School will be out soon, which is how you know it’s almost time to start the Stanley Cup final, but that doesn’t mean the good people of Chicago won’t be thinking about the night of June 1 for the rest of a long, hot summer.
I feel their pain.
It’s not that I cared whether their Blackhawks or the Kings of LaLaLand turned up in the final, as both are superior to the New York Rangers, who are in California for tonight’s Game 1.
The hurtful part is rather the purely random nature of the overtime goal that eliminated the Blackhawks, which was nothing more than a blind flick of the wrist by the Kings’ Alec Martinez, resulting in a sailing/vaulting puck that seemed to have as much to do with the NHL Western Conference final as a bee flying through your window in Blawnox.
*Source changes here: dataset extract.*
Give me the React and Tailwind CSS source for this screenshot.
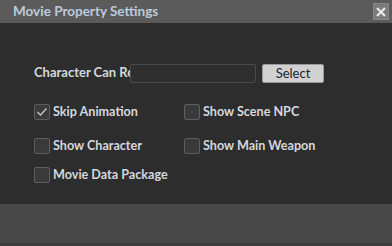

“It went in!” was all play-by-play man Kenny Albert could say about it.
No one put it in; it just went in.
No one shot it in, tipped it in, flicked it in, whacked it in, rifled it in, blasted it in, tucked it in or even sent it in with a suspiciously indistinct kicking motion.
“It went in!” is all, like the bee through your window. Why that window? Why then?
But just to butcher Tennyson one more time, theirs was not to reason why, the Blackhawks, theirs was just to do or die.
But do what rather than die?
“Crawford didn’t have a chance,” said NBCSN color man Joe Micheletti, referring to Chicago goalie Corey Crawford, who was the man who just happened to be looking out the window when the bee flew in. There was nothing he could do.
This subtracts zero from the effort of the Kings or from Martinez or from Justin Williams, who dug the puck out of the right corner, swept around the cage and got it to Martinez near the left point. All this says is that the kill shot was a terribly depressing way to end a titanic playoff achievement by both teams. They fought through parts of 24 periods, gaining no definitive separation from each other over 447 minutes and 50 seconds of desperate hockey.
Then, at 447:51, it went in.
For the Blackhawks, it was not “It went in, so what are we going to do about it?” For the Blackhawks, it was “It went in, and it’s over. End of hockey.”
In the event you missed it as you were too busy punching additional holes in Pierre McGuire’s resume, (although very few hockey fans missed it based on NBCSN’s overnight ratings), Martinez took Williams’ pass and, with little hesitation, flicked it to the right of Chicago forward Ben Smith. As it passed Smith, it headed straight for defenseman Nick Leddy, striking him on the right biceps adjacent to his right nipple, which is when it jumped over Leddy’s shoulder and clear over the head of Crawford, and across the goal line.
That’s how the verdict was read after two incredible weeks of playoff hockey.
After 51 goals, after 51 narrative twists from the unrelenting brilliance of L.A.’s Marian Gaborik and Chicago’s Patrick Kane (I remember when the Penguins had a young player like him), that is all of what separated the previous two Stanley Cup champions.
Did the Kings deserve to win? Absolutely.
Did the Blackhawks deserve to lose? Absolutely not, but a bee flew in their window.
Veteran hockey observers will tell you, and solemnly so, “Well, that’s hockey.”
I know, but do I have to like that part?
The definition of an empty promise this morning is to say the Kings and Rangers will deliver this kind of theater over the next two weeks. More likely you’ll see two dog-tired teams just trying not to look foolish.
Of the six series the Kings and Rangers have played in this postseason, five have gone the full seven games.
The Rangers needed seven to beat Philadelphia, seven more to beat a desultory Penguins team, and had to come off the deck to beat Montreal in six.
The Kings dismissed a superior level of competition in the Sharks, the Ducks and the defending Stanley Cup champions.
New York’s best chance is right there in the menacing goaltending personage of Henrik Lundqvist, who stopped all but three of the last 105 Penguin shots of the season, then shut out Montreal to send the Rangers to their first final in 20 years.
Bettors will love the Kings right up until tonight’s faceoff, but there is one additional x-factor everyone should remember. No Stanley Cup champion has ever played more than 25 games. The Kings have already played 21.
If the Rangers can stretch them to five games, and perhaps more impactfully beyond, they will, if nothing else, be closer to that ridiculous moment when maybe a bee flies through the castle window.